The library assumes the data is available on the device memory. It is the responsibility of the developer to allocate memory and to copy data between GPU memory and CPU memory using standard CUDA runtime APIs, such as cudaMallocAsync(), cudaFreeAsync(), cudaMemcpyAsync(), etc.

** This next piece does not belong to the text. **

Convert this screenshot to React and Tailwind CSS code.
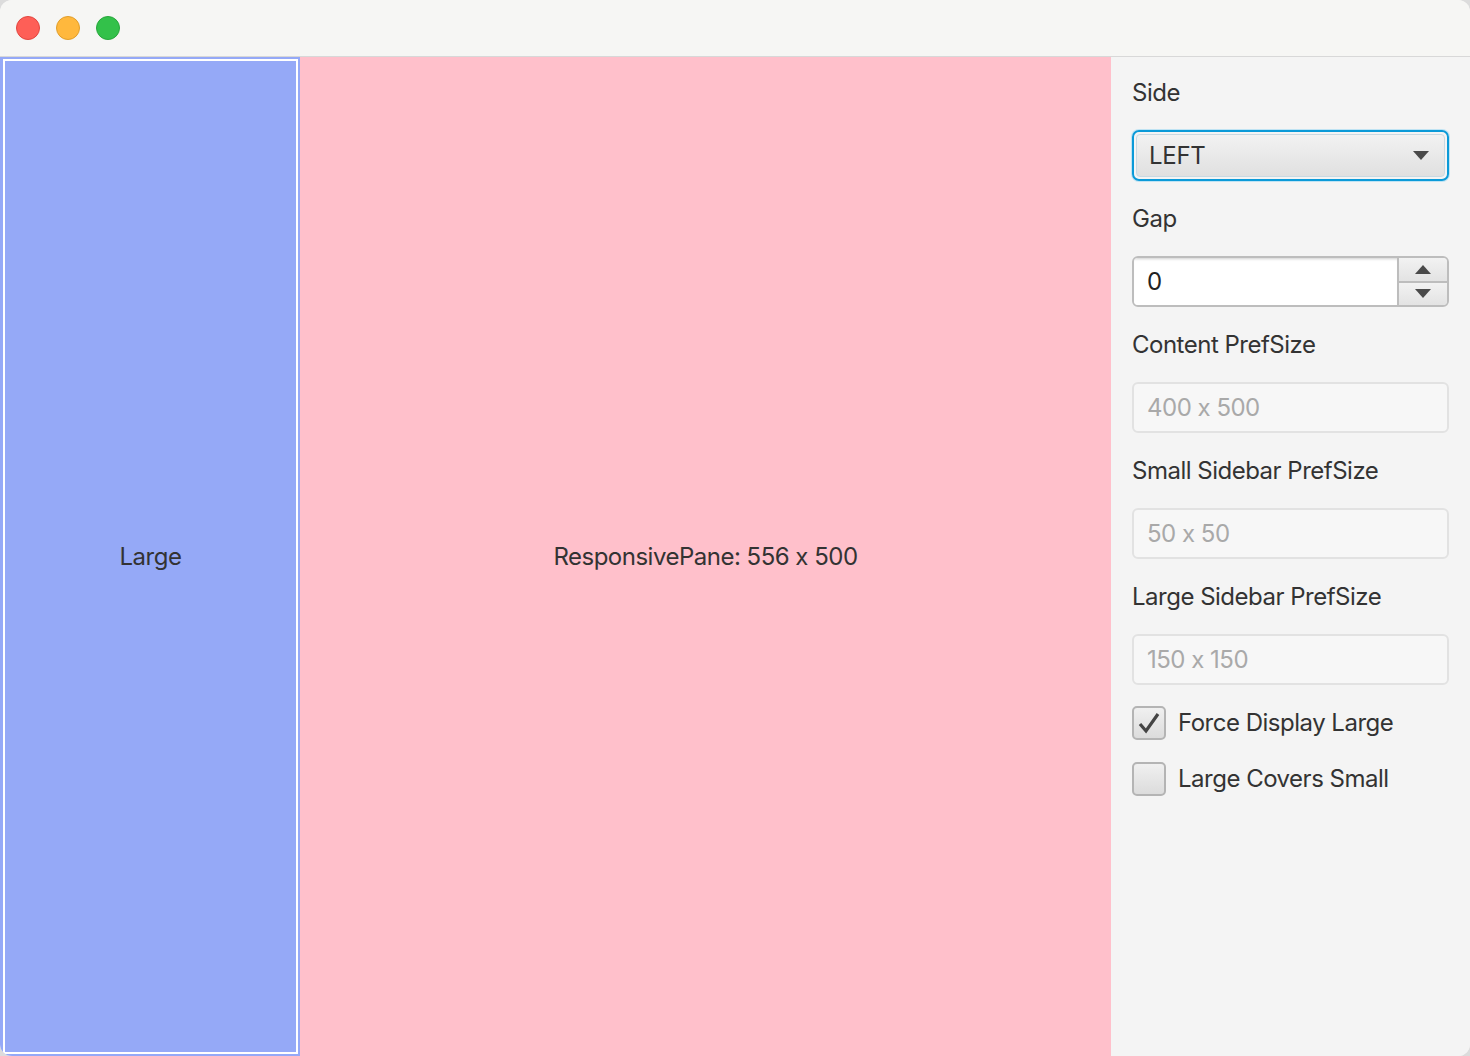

Hardware and Software Requirements#

GPU Architectures	Compute Capability 7.0 (Volta) and above
CUDA	12.8 recommended, 12.x compatible
CPU Architectures	x86_64, arm64-sbsa
Operating System	Linux

Recommended NVIDIA InfiniBand solutions for accelerated inter-node communication

Required Packages

CUDA Toolkit 12.x
NVSHMEM v3.1 and above
NCCL v2.18.5 and above

Recommended Packages

GDRCopy v2.0+ (NVIDIA/gdrcopy) and nv_peer_mem (Mellanox/nv_peer_memory) - Allows underlying communication packages to use GPUDirect RDMA.
Mellanox OFED (https://www.mellanox.com/products/infiniband-drivers/linux/mlnx_ofed) - drivers for NVIDIA InfiniBand Adapters.

Data Layout of Local Matrices#

cuBLASMp assumes that local matrices are stored in column-major format.

Workflow#

cuBLASMp’s workflow can be broken down as follows:

1. Create a NCCL communicator: NCCL Initialization.

2. Initialize the library handle: cublasMpCreate().

3. Initialize grid descriptors: cublasMpGridCreate().

4. Initialize matrix descriptors: cublasMpMatrixDescriptorCreate().

5. Query the host and device buffer sizes for a given routine.

6. Allocate host and device workspace buffers for a given routine.

7. Execute the routine to perform the desired computation.

8. Synchronize local stream to make sure the result is available, if required: cudaStreamSynchronize().

9. Deallocate host and device workspace.

10. Destroy matrix descriptors: cublasMpMatrixDescriptorDestroy().

11. Destroy grid descriptors: cublasMpGridDestroy().

12. Destroy cuBLASMp library handle: cublasMpDestroy().

13. Destroy the NCCL communicator: NCCL Initialization.

Code Samples#

Code samples can be found in the CUDALibrarySamples repository.